2nd pillar is a good insurance policy as that cover the majority of your exposure. However, insurance is limited because it only protects you from one type of liability: accidents/negligence. Insurance doesn’t protect you from any part of the sale or acquisition of a property (e.x. Somebody wanting to sue for you backing out of a bad deal or accusing you of selling them a property with defects like unknown termite damage). Insurance also doesn’t protect you from misunderstandings, especially those made in writing and email. What happens in these misunderstandings is that something goes wrong either in the sale or after, and then they sue you for some statement you made that they “misunderstood”. That lawsuit is a claim for fraud, and that’s what fraud typically is...a misunderstanding and someone being “injured” and wanting to hold the other responsible for it. Insurance never protects you from these kinds of claims and they happen all the time.
3rd pillar applies after you have good insurance You need to protect yourself from what insurance doesn’t cover by compartmentalizing your assets. Compartmentalization means that if something happens to one property they can't touch you or the other properties. You should use either LLC's (the old and expensive way) or a Series LLC (the new and more cost/time effective way). No matter where you live or where you own assets, I personally recommend the Series LLC to be a great tool for the individual investor who is planning to expand their operation, as it allows for you to scale infinitely for FREE- check out this article to learn more.

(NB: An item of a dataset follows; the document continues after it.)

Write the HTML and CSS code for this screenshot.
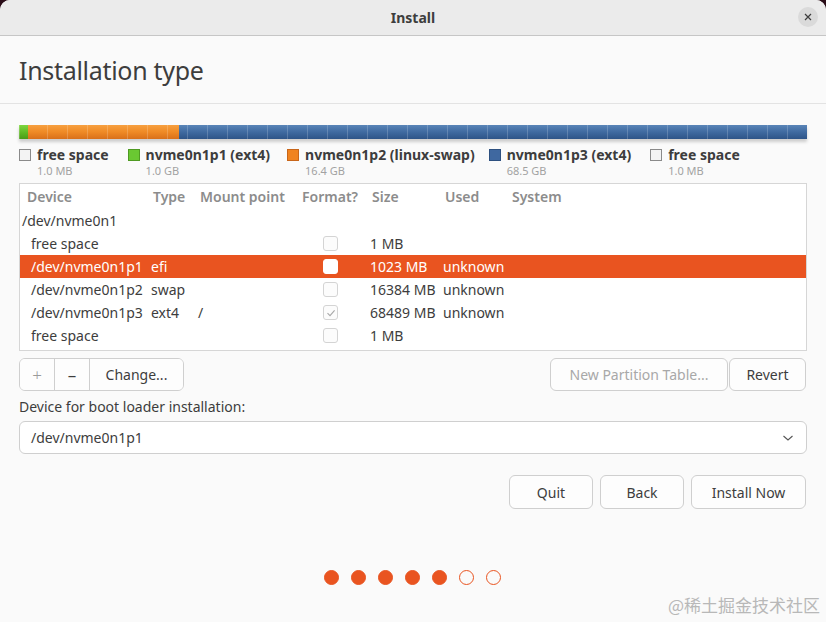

4th pillar is somewhat similar - you want to separate your operations from your assets. One company owns everything and does nothing (this is your SLLC a/k/a "asset holding company") and a completely separate company handles all of your operations (this is a traditional LLC a/k/a "operating company") For the operating company which serves as your face to the world and through which you do all your business, you establish a Traditional LLC to carry out the operations of your investments. The operating company takes on all of the liability that would otherwise blow back on you including: paying property management, paying contractors, collecting rent, marketing, etc.
5th pillar is owning everything anonymously. If people don't know what you own, then they are less likely to sue. People don't sue people that qualify for food stamps. This anonymity can be accomplished for free by using Trusts to own your companies as well as the assets. Trusts create this anonymity by removing your name from public record. Even if they can see you used to own a property, when properly transferred it will look like it was sold to investors. If they somehow guess you are the owner still, it doesn't matter because you are not the owner. The trust and the LLC are the owner of the asset/real estate, so even in the scenario that they guess, they guess wrong.
Realistically I would say that meeting with an experienced attorney to see what you risk is before you decide how to move forward. I would always be careful taking advice on forums, too, as all the people giving advice aren't in your seat - and they don't have skin in your game. Best to get educated and make the best decision for you based on that knowledge.
This is not legal advice, just my opinion as a real estate investor.